■ **ITEMS**:
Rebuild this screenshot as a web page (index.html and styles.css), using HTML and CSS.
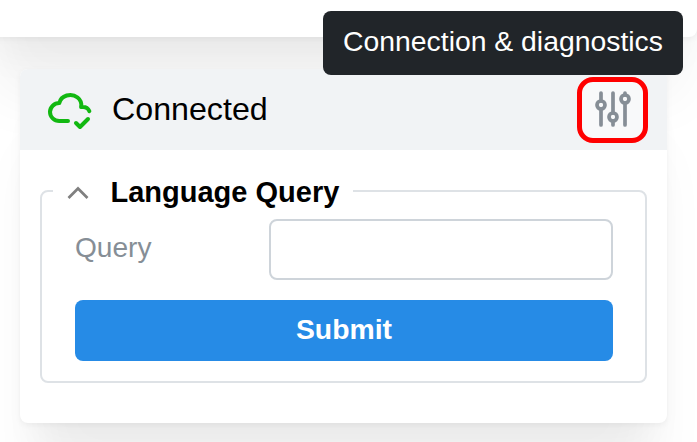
FILE: index.html
```html
<!DOCTYPE html>
<html lang="en">
<head>
<meta charset="utf-8">
<title>Connection</title>
<link rel="stylesheet" href="styles.css">
</head>
<body>
<div class="topbar"></div>
<section class="card">
  <header class="card-header">
    <svg class="icon status-icon" viewBox="0 0 24 24"><path d="M11 18.004h-4.343c-2.572 -.004 -4.657 -2.011 -4.657 -4.487c0 -2.475 2.085 -4.482 4.657 -4.482c.393 -1.762 1.794 -3.2 3.675 -3.773c1.88 -.572 3.956 -.193 5.444 1c1.488 1.19 2.162 3.007 1.77 4.769h.99c1.388 0 2.585 .82 3.138 2.007"/><path d="M15 19l2 2l4 -4"/></svg>
    <span class="status">Connected</span>
    <button class="settings" aria-label="Settings">
      <svg class="icon" viewBox="0 0 24 24"><circle cx="6" cy="10" r="2"/><path d="M6 4v4M6 12v8"/><circle cx="12" cy="16" r="2"/><path d="M12 4v10M12 18v2"/><circle cx="18" cy="7" r="2"/><path d="M18 4v1M18 9v11"/></svg>
    </button>
    <div class="tooltip">Connection &amp; diagnostics</div>
  </header>
  <div class="card-body">
    <fieldset class="group">
      <legend class="legend">
        <svg class="chevron" viewBox="0 0 24 16"><path d="M2.5 13L12 3.5L21.5 13"/></svg>
        <span>Language Query</span>
      </legend>
      <div class="form">
        <div class="row">
          <label class="label" for="query">Query</label>
          <input class="input" id="query" type="text">
        </div>
        <button class="submit">Submit</button>
      </div>
    </fieldset>
  </div>
</section>
</body>
</html>
```
FILE: styles.css
```css
* { box-sizing: border-box; }

html { overflow: hidden; }

body {
  display: flow-root;
  margin: 0;
  height: 442px;
  overflow: hidden;
  background: #fff;
  color: #000;
  font-family: "Liberation Sans", Arial, sans-serif;
  font-size: 28.35px;
}

.topbar,
.card {
  background: #fff;
  box-shadow: 0 2px 6px rgba(0, 0, 0, .05),
    0 72px 56px -14px rgba(0, 0, 0, .05),
    0 34px 34px -14px rgba(0, 0, 0, .04);
}

/* Extends above the window so its shadow is cast at full strength. */
.topbar {
  height: 237px;
  margin: -200px 0 0 -20px;
  border-radius: 0 0 8px 8px;
}

.card {
  width: 647px;
  height: 354px;
  margin: 32px 0 0 20px;
  border-radius: 8px;
}

.card-header {
  position: relative;
  display: flex;
  align-items: center;
  height: 81px;
  padding: 0 19px 0 26px;
  border-radius: 8px 8px 0 0;
  background: #f1f3f5;
}

.icon {
  display: block;
  width: 48px;
  height: 48px;
  fill: none;
  stroke: #868e96;
  stroke-width: 1.85;
  stroke-linecap: round;
  stroke-linejoin: round;
}

.status-icon {
  margin-bottom: 1px;
  stroke: #12b811;
  stroke-width: 2;
}

.status {
  margin: 0 0 2px 18px;
  font-size: 32.2px;
  line-height: 40px;
}

.settings {
  display: grid;
  place-items: center;
  width: 71px;
  height: 66px;
  margin-left: auto;
  padding: 0 0 1px;
  border: 5px solid #f00;
  border-radius: 16px;
  background: #f8f9fa;
}

.tooltip {
  position: absolute;
  right: -16px;
  bottom: 75px;
  width: 360px;
  height: 64px;
  border-radius: 8px;
  background: #212529;
  color: #fff;
  line-height: 61px;
  text-align: center;
  white-space: nowrap;
}

.card-body { padding: 19px 20px; }

.group {
  height: 214px;
  margin: 0;
  padding: 0 11px;
  border: 2px solid #dee2e6;
  border-radius: 8px;
}

.legend {
  display: flex;
  align-items: center;
  gap: 21px;
  height: 44px;
  padding: 2px 14px 0 12.5px;
  font-size: 29px;
  font-weight: 700;
}

.chevron {
  width: 24px;
  height: 16px;
  margin-top: 2px;
  fill: none;
  stroke: #808080;
  stroke-width: 2.7;
}

.form { padding: 6px 21px 0 22px; }

.row {
  display: flex;
  justify-content: space-between;
}

.label {
  color: #868e96;
  font-size: 28.1px;
  line-height: 58px;
}

.input {
  width: 344px;
  height: 61px;
  padding: 0 20px;
  border: 2px solid #ced4da;
  border-radius: 8px;
  background: #fff;
  font: inherit;
}

.submit {
  display: block;
  width: 100%;
  height: 61px;
  margin-top: 20px;
  padding: 0 0 2px;
  border: 0;
  border-radius: 8px;
  background: #268be6;
  color: #fff;
  font: 700 28.35px "Liberation Sans", Arial, sans-serif;
}
```
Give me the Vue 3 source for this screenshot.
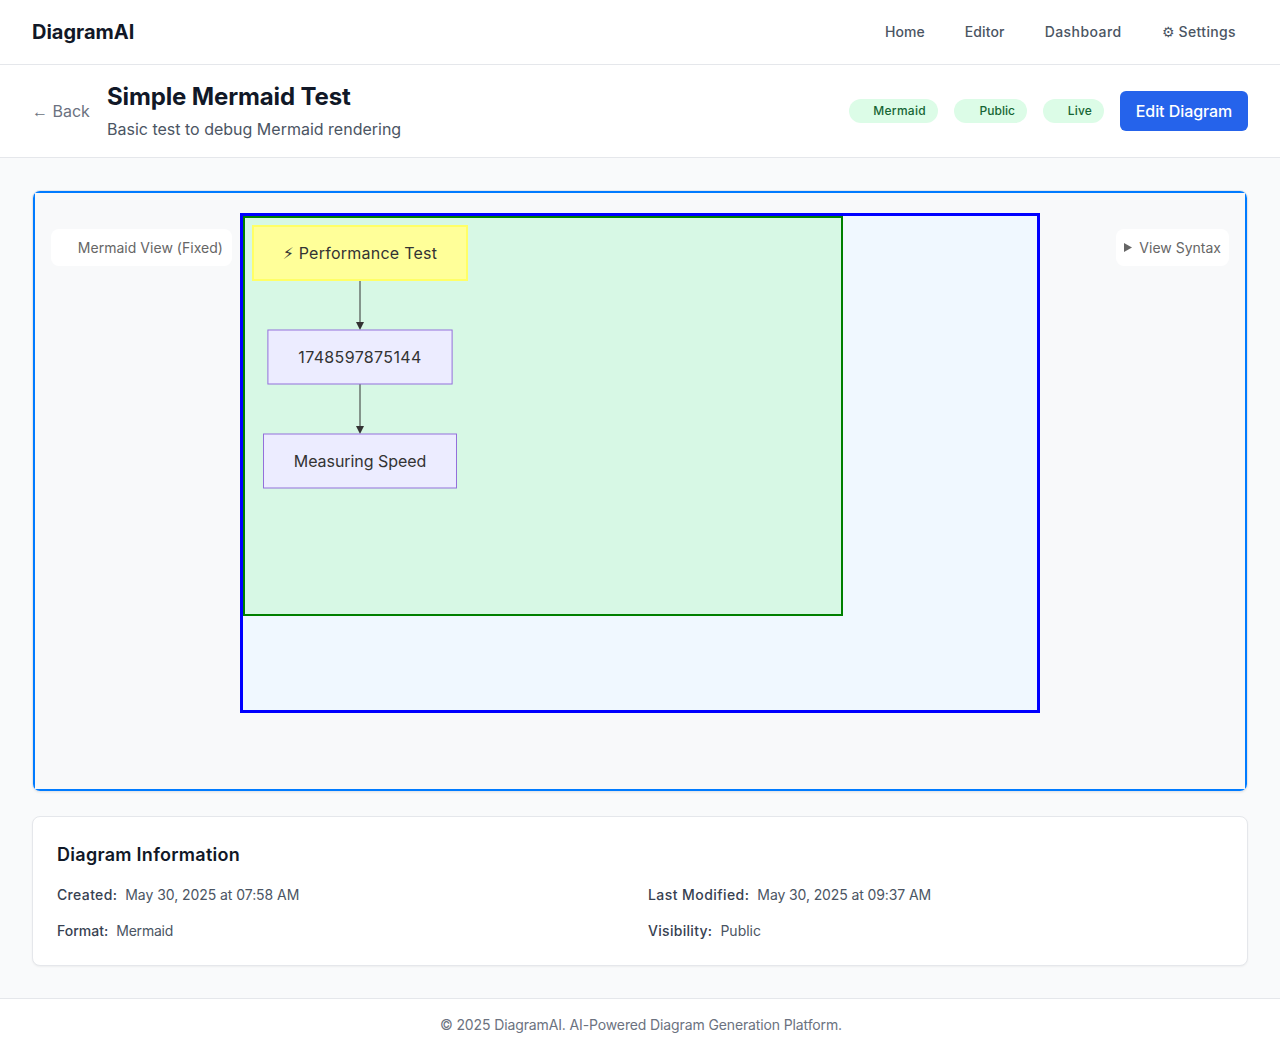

■ **WRITTEN EXERCISE**:
Word for word, quote the full listing, omitting every picture.

■ **COMPLETED TASK**:
Rebuild this screenshot as a web page (index.html and styles.css), using HTML and CSS.
FILE: index.html
```html
<!DOCTYPE html>
<html lang="en">
<head>
<meta charset="utf-8">
<title>Connection</title>
<link rel="stylesheet" href="styles.css">
</head>
<body>
<div class="topbar"></div>
<section class="card">
  <header class="card-header">
    <svg class="icon status-icon" viewBox="0 0 24 24"><path d="M11 18.004h-4.343c-2.572 -.004 -4.657 -2.011 -4.657 -4.487c0 -2.475 2.085 -4.482 4.657 -4.482c.393 -1.762 1.794 -3.2 3.675 -3.773c1.88 -.572 3.956 -.193 5.444 1c1.488 1.19 2.162 3.007 1.77 4.769h.99c1.388 0 2.585 .82 3.138 2.007"/><path d="M15 19l2 2l4 -4"/></svg>
    <span class="status">Connected</span>
    <button class="settings" aria-label="Settings">
      <svg class="icon" viewBox="0 0 24 24"><circle cx="6" cy="10" r="2"/><path d="M6 4v4M6 12v8"/><circle cx="12" cy="16" r="2"/><path d="M12 4v10M12 18v2"/><circle cx="18" cy="7" r="2"/><path d="M18 4v1M18 9v11"/></svg>
    </button>
    <div class="tooltip">Connection &amp; diagnostics</div>
  </header>
  <div class="card-body">
    <fieldset class="group">
      <legend class="legend">
        <svg class="chevron" viewBox="0 0 24 16"><path d="M2.5 13L12 3.5L21.5 13"/></svg>
        <span>Language Query</span>
      </legend>
      <div class="form">
        <div class="row">
          <label class="label" for="query">Query</label>
          <input class="input" id="query" type="text">
        </div>
        <button class="submit">Submit</button>
      </div>
    </fieldset>
  </div>
</section>
</body>
</html>
```
FILE: styles.css
```css
* { box-sizing: border-box; }

html { overflow: hidden; }

body {
  display: flow-root;
  margin: 0;
  height: 442px;
  overflow: hidden;
  background: #fff;
  color: #000;
  font-family: "Liberation Sans", Arial, sans-serif;
  font-size: 28.35px;
}

.topbar,
.card {
  background: #fff;
  box-shadow: 0 2px 6px rgba(0, 0, 0, .05),
    0 72px 56px -14px rgba(0, 0, 0, .05),
    0 34px 34px -14px rgba(0, 0, 0, .04);
}

/* Extends above the window so its shadow is cast at full strength. */
.topbar {
  height: 237px;
  margin: -200px 0 0 -20px;
  border-radius: 0 0 8px 8px;
}

.card {
  width: 647px;
  height: 354px;
  margin: 32px 0 0 20px;
  border-radius: 8px;
}

.card-header {
  position: relative;
  display: flex;
  align-items: center;
  height: 81px;
  padding: 0 19px 0 26px;
  border-radius: 8px 8px 0 0;
  background: #f1f3f5;
}

.icon {
  display: block;
  width: 48px;
  height: 48px;
  fill: none;
  stroke: #868e96;
  stroke-width: 1.85;
  stroke-linecap: round;
  stroke-linejoin: round;
}

.status-icon {
  margin-bottom: 1px;
  stroke: #12b811;
  stroke-width: 2;
}

.status {
  margin: 0 0 2px 18px;
  font-size: 32.2px;
  line-height: 40px;
}

.settings {
  display: grid;
  place-items: center;
  width: 71px;
  height: 66px;
  margin-left: auto;
  padding: 0 0 1px;
  border: 5px solid #f00;
  border-radius: 16px;
  background: #f8f9fa;
}

.tooltip {
  position: absolute;
  right: -16px;
  bottom: 75px;
  width: 360px;
  height: 64px;
  border-radius: 8px;
  background: #212529;
  color: #fff;
  line-height: 61px;
  text-align: center;
  white-space: nowrap;
}

.card-body { padding: 19px 20px; }

.group {
  height: 214px;
  margin: 0;
  padding: 0 11px;
  border: 2px solid #dee2e6;
  border-radius: 8px;
}

.legend {
  display: flex;
  align-items: center;
  gap: 21px;
  height: 44px;
  padding: 2px 14px 0 12.5px;
  font-size: 29px;
  font-weight: 700;
}

.chevron {
  width: 24px;
  height: 16px;
  margin-top: 2px;
  fill: none;
  stroke: #808080;
  stroke-width: 2.7;
}

.form { padding: 6px 21px 0 22px; }

.row {
  display: flex;
  justify-content: space-between;
}

.label {
  color: #868e96;
  font-size: 28.1px;
  line-height: 58px;
}

.input {
  width: 344px;
  height: 61px;
  padding: 0 20px;
  border: 2px solid #ced4da;
  border-radius: 8px;
  background: #fff;
  font: inherit;
}

.submit {
  display: block;
  width: 100%;
  height: 61px;
  margin-top: 20px;
  padding: 0 0 2px;
  border: 0;
  border-radius: 8px;
  background: #268be6;
  color: #fff;
  font: 700 28.35px "Liberation Sans", Arial, sans-serif;
}
```
Give me the Vue 3 source for this screenshot.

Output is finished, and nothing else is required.